Brief:
Transcribe all of the data exactly. Omit the pictures.

Data lines:
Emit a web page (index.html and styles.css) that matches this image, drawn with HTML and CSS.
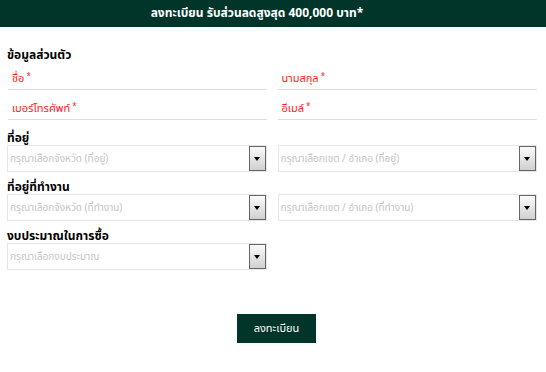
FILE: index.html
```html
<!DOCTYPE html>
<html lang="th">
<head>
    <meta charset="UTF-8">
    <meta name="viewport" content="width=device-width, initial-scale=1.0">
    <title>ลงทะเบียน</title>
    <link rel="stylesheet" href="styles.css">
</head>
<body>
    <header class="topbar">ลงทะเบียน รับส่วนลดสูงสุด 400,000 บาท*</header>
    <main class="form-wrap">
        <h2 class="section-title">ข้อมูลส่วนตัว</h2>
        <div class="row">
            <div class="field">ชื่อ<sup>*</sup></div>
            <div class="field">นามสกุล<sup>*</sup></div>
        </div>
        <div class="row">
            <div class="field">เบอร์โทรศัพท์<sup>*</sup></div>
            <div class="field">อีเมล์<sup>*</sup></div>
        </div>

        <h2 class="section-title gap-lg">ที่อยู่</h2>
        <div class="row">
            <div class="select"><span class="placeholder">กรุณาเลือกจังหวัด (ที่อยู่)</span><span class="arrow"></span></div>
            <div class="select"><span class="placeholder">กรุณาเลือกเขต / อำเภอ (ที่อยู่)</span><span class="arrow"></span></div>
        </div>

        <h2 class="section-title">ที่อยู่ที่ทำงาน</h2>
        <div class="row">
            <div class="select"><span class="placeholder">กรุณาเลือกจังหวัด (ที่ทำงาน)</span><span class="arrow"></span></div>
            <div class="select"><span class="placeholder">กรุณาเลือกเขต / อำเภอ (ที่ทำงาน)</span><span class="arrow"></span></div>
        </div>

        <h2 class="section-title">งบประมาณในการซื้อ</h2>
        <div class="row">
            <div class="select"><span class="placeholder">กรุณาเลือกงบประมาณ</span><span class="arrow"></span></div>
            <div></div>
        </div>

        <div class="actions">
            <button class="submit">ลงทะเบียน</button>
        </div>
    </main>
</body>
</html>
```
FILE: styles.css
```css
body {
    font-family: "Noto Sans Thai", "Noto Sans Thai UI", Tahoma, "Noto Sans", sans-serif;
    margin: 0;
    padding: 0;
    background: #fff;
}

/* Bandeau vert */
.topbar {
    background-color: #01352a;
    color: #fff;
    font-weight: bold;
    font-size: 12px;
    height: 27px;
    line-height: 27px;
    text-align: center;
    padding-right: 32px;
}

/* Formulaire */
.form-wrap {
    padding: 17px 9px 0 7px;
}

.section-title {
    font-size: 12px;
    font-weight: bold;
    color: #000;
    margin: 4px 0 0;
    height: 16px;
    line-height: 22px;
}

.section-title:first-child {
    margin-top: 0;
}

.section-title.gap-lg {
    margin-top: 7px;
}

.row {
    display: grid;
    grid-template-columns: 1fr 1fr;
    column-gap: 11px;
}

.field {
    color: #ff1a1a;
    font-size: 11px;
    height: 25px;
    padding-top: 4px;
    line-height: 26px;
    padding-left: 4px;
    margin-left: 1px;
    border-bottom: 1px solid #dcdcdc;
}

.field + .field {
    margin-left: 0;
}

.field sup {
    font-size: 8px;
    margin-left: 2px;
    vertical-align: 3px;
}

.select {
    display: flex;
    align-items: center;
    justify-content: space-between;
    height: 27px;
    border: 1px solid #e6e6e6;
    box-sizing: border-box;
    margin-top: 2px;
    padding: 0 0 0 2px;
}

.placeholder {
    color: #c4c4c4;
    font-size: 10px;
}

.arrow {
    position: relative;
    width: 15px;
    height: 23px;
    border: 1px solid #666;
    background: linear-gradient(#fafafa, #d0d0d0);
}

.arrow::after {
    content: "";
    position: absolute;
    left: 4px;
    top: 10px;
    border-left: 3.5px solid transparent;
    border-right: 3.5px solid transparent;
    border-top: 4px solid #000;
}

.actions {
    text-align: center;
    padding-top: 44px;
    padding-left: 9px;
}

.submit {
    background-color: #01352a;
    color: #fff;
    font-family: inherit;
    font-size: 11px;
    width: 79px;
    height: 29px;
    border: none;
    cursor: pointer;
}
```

Exercise result:
Emit a web page (index.html and styles.css) that matches this image, drawn with HTML and CSS.
FILE: index.html
```html
<!DOCTYPE html>
<html lang="th">
<head>
    <meta charset="UTF-8">
    <meta name="viewport" content="width=device-width, initial-scale=1.0">
    <title>ลงทะเบียน</title>
    <link rel="stylesheet" href="styles.css">
</head>
<body>
    <header class="topbar">ลงทะเบียน รับส่วนลดสูงสุด 400,000 บาท*</header>
    <main class="form-wrap">
        <h2 class="section-title">ข้อมูลส่วนตัว</h2>
        <div class="row">
            <div class="field">ชื่อ<sup>*</sup></div>
            <div class="field">นามสกุล<sup>*</sup></div>
        </div>
        <div class="row">
            <div class="field">เบอร์โทรศัพท์<sup>*</sup></div>
            <div class="field">อีเมล์<sup>*</sup></div>
        </div>

        <h2 class="section-title gap-lg">ที่อยู่</h2>
        <div class="row">
            <div class="select"><span class="placeholder">กรุณาเลือกจังหวัด (ที่อยู่)</span><span class="arrow"></span></div>
            <div class="select"><span class="placeholder">กรุณาเลือกเขต / อำเภอ (ที่อยู่)</span><span class="arrow"></span></div>
        </div>

        <h2 class="section-title">ที่อยู่ที่ทำงาน</h2>
        <div class="row">
            <div class="select"><span class="placeholder">กรุณาเลือกจังหวัด (ที่ทำงาน)</span><span class="arrow"></span></div>
            <div class="select"><span class="placeholder">กรุณาเลือกเขต / อำเภอ (ที่ทำงาน)</span><span class="arrow"></span></div>
        </div>

        <h2 class="section-title">งบประมาณในการซื้อ</h2>
        <div class="row">
            <div class="select"><span class="placeholder">กรุณาเลือกงบประมาณ</span><span class="arrow"></span></div>
            <div></div>
        </div>

        <div class="actions">
            <button class="submit">ลงทะเบียน</button>
        </div>
    </main>
</body>
</html>
```
FILE: styles.css
```css
body {
    font-family: "Noto Sans Thai", "Noto Sans Thai UI", Tahoma, "Noto Sans", sans-serif;
    margin: 0;
    padding: 0;
    background: #fff;
}

/* Bandeau vert */
.topbar {
    background-color: #01352a;
    color: #fff;
    font-weight: bold;
    font-size: 12px;
    height: 27px;
    line-height: 27px;
    text-align: center;
    padding-right: 32px;
}

/* Formulaire */
.form-wrap {
    padding: 17px 9px 0 7px;
}

.section-title {
    font-size: 12px;
    font-weight: bold;
    color: #000;
    margin: 4px 0 0;
    height: 16px;
    line-height: 22px;
}

.section-title:first-child {
    margin-top: 0;
}

.section-title.gap-lg {
    margin-top: 7px;
}

.row {
    display: grid;
    grid-template-columns: 1fr 1fr;
    column-gap: 11px;
}

.field {
    color: #ff1a1a;
    font-size: 11px;
    height: 25px;
    padding-top: 4px;
    line-height: 26px;
    padding-left: 4px;
    margin-left: 1px;
    border-bottom: 1px solid #dcdcdc;
}

.field + .field {
    margin-left: 0;
}

.field sup {
    font-size: 8px;
    margin-left: 2px;
    vertical-align: 3px;
}

.select {
    display: flex;
    align-items: center;
    justify-content: space-between;
    height: 27px;
    border: 1px solid #e6e6e6;
    box-sizing: border-box;
    margin-top: 2px;
    padding: 0 0 0 2px;
}

.placeholder {
    color: #c4c4c4;
    font-size: 10px;
}

.arrow {
    position: relative;
    width: 15px;
    height: 23px;
    border: 1px solid #666;
    background: linear-gradient(#fafafa, #d0d0d0);
}

.arrow::after {
    content: "";
    position: absolute;
    left: 4px;
    top: 10px;
    border-left: 3.5px solid transparent;
    border-right: 3.5px solid transparent;
    border-top: 4px solid #000;
}

.actions {
    text-align: center;
    padding-top: 44px;
    padding-left: 9px;
}

.submit {
    background-color: #01352a;
    color: #fff;
    font-family: inherit;
    font-size: 11px;
    width: 79px;
    height: 29px;
    border: none;
    cursor: pointer;
}
```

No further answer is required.